Others who are more expert in manuscript studies and digital humanities will doubtless have more to say, or have already said it, but I just want to think for a moment about the temporalities it introduces: A past object is made available, accessible, through modern technology. This is a wonderful thing. It's like having a museum on our laptops. But, while I'm delighted by these digital innovations, I also realize that the digitization here is not at all anything new.* What I mean is that we've always done this. The Collected Works of Plato, sitting on my desk, brings together texts written via much older technologies into a collection made possible by modern printing.** We do this compulsively, collecting and making the past present. This is one reason why the past can never be seen as an absolute alterity, for we must always be aware of the modern technologies that aid us in accessing the past. (We must also be aware of the present perceptions and biases that inform our decisions about how we approach the past, but that's another blog post.)
Technology aside, viewing the digitization of the Pearl-manuscript also got me thinking about the coming academic year and the courses I'll be teaching. (Ok, yes, I've been having teaching anxiety dreams already. So?) This Fall, I'm teaching two different courses: a Freshman Writing course (theme: "the Monstrous Imagination") and a course called "Persuasive Writing." In the Freshman course, my students will look at monster narratives ranging from Marie de France, "Bisclavret" to The Walking Dead. Some texts will be readily available to them, then, while others might seem distant or strange. My job as a teacher is, of course, to help contextualize older texts so that my students can better understand them. But, I also want the past texts not just to be understood with their pastness, but also with their presentness. That is, how are they relevant to our moment? Asking this can lead to some facile comparisons, but sometimes those comparisons can be truly vibrant.

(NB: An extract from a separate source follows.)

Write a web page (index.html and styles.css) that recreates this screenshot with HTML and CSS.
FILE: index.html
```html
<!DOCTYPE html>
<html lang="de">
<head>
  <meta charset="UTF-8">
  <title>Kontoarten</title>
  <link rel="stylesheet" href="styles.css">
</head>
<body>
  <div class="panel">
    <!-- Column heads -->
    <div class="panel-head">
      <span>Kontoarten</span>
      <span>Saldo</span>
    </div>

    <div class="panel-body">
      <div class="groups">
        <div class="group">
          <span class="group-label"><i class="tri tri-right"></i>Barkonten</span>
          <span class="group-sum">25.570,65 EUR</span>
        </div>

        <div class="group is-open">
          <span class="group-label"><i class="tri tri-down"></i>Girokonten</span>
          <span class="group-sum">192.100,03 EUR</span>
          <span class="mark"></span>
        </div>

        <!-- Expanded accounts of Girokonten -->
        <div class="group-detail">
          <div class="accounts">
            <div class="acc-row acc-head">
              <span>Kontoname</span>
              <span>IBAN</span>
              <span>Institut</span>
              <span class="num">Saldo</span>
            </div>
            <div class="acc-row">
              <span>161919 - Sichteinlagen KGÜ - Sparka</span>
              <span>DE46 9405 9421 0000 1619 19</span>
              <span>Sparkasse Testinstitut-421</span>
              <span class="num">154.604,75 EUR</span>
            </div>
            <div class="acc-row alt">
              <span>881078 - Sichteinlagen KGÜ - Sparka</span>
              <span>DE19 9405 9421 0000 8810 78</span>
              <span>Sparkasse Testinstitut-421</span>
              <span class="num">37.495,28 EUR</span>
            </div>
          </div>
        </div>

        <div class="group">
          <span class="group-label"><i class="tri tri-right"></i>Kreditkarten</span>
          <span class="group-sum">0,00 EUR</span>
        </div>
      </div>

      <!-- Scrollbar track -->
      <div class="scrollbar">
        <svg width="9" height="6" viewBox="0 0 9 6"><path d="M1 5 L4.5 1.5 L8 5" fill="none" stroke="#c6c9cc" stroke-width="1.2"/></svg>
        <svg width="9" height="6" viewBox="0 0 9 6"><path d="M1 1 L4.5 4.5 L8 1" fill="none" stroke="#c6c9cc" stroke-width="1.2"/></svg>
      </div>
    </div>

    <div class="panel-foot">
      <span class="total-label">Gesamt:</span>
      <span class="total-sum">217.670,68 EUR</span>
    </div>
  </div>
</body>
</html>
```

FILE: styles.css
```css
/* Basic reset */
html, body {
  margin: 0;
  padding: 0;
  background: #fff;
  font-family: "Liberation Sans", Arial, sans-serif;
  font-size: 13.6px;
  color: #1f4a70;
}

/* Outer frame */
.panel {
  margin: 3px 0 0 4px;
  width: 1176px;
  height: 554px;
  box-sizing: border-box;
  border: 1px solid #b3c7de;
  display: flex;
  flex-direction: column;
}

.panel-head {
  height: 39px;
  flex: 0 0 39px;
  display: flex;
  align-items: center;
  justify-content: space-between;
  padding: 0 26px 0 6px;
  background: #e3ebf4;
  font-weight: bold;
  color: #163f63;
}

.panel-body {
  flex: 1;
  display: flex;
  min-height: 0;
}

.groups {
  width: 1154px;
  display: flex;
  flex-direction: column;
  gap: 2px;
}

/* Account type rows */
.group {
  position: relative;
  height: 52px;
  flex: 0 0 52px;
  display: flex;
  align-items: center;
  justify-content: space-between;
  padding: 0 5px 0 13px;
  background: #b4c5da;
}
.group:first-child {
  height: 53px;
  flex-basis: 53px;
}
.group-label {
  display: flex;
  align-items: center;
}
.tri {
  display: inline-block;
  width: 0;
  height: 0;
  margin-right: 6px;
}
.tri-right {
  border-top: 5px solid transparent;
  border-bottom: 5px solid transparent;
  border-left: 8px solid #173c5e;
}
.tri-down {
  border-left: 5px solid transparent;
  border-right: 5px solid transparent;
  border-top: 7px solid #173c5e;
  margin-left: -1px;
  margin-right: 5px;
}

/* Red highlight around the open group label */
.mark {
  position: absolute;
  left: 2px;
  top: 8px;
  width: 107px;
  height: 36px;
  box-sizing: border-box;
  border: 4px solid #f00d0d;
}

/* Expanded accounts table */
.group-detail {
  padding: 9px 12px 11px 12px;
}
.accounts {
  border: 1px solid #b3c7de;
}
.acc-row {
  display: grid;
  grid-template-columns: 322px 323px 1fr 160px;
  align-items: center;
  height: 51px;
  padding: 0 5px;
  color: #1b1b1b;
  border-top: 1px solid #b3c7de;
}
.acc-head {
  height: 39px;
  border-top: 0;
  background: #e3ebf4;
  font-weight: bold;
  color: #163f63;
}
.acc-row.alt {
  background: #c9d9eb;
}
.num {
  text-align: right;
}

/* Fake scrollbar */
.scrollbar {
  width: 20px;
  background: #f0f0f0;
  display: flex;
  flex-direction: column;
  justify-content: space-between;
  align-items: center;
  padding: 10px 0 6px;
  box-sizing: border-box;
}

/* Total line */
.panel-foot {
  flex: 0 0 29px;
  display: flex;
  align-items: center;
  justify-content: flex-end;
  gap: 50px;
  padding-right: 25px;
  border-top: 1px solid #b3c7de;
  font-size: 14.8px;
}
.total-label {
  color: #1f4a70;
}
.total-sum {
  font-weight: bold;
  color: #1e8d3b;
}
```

The other course I'm teaching provides an excellent example of what I am trying to get at here. In the course, my upper-level students will be reading Plato, Aristotle, and Quintillian in order to think about argumentative techniques. But, this is not strictly a course in classical rhetoric and argument--it's a service-learning course. My students will be serving as coaches for middle school students in a Junior Debate League. (See this article for some more information.) My students will need to synthesize the insights and knowledge they gain from class in order to make that material accessible to and relevant for their own students. Rather than curating the past, we'll have the opportunity to make it speak, to put it into dialogue with the present, and to do so with real exigence.
What I don't want to do is modernize either Marie de France or Aristotle, id est, removing the troubling bits representative of past alterities. I don't want to say, "Look, Aristotle or Chaucer were just like us! Neat!" I want, instead, to think about how past and present cohere together, and how they speak to one another. I want my students, in any class I teach, to think about how we can make room in our own life-worlds for older texts. I want to try to undo binary thinking about past and present, and instead think about the various and often non-linear connections we can draw.
*I want to offer a tip of the hat to Brantley Bryant for making me think more about this.
**I'm indebted to Jonathan Gil Harris's conception of the "polychronic", how objects possess many different times. An automobile, for example, is made possible by ancient and modern technologies.
2 comments:
Interesting thoughts Rick --the gang at Calgary presented this project in the e-Middle English session at Portland. There was also stuff on the i-IMEV project and the online Margery Kempe MS that's also available digitally. It was a 9:30 am session, not particularly well attended, up against ... I forget what, something very interesting too, but I wondered whether people were kind of over digital manuscripts. The Piers Plowman Electronic Archive has had so little effect on Langland scholarship that I wonder what impact these new projects will have. PPEA is going web now (http://piers.iath.virginia.edu/) though for now without the MS images, which might hinder interest. I know of about two entire Piers MSS on the web, and three Canterbury Tales ones, but they've hardly excited much interest either. (I think Sian Echard has compiled a list of such items.) What do we do with this stuff? The question remains, even when the text of the MS is edited within an inch of its life (as with PPEA). Perhaps you've hit on the main pedagogical use: the past made very present in ways that back when I went to grad school, not to mention college, were impossible. I don't remember even looking at any print facsimiles of MSS back then. We're in a different world now. Just musing out loud here ... Interesting stuff! --Lawrence
Lawrence, thanks for the comment. People might be somewhat over digital manuscripts, at least in terms of it being the new, shiny thing. But, I have to think it's still the future. I reviewed one of the first PPEA CD's with David Lawton (second year of grad school), and I remember being enthralled but frustrated with platform issues--not as user-friendly as I wanted, and not too compatible with a mac. I think as the web becomes more of a viable platform for things like the PPEA, we'll see a sea-change. I do have to be honest, though, that I did not know about the CT available online in MSS form.
For now, maybe it is just the pedagogical value of making the past present that makes it worthwhile, but I really do think it's where we're headed. I should write a fuller post sometime because I do think there are some potential problems too (what mss do we digitize? do we digitize everything or just familiar parts? etc.) But, the more we increase access, the more people will be tempted to work with manuscripts. If working with manuscripts can include working from digital facsimiles.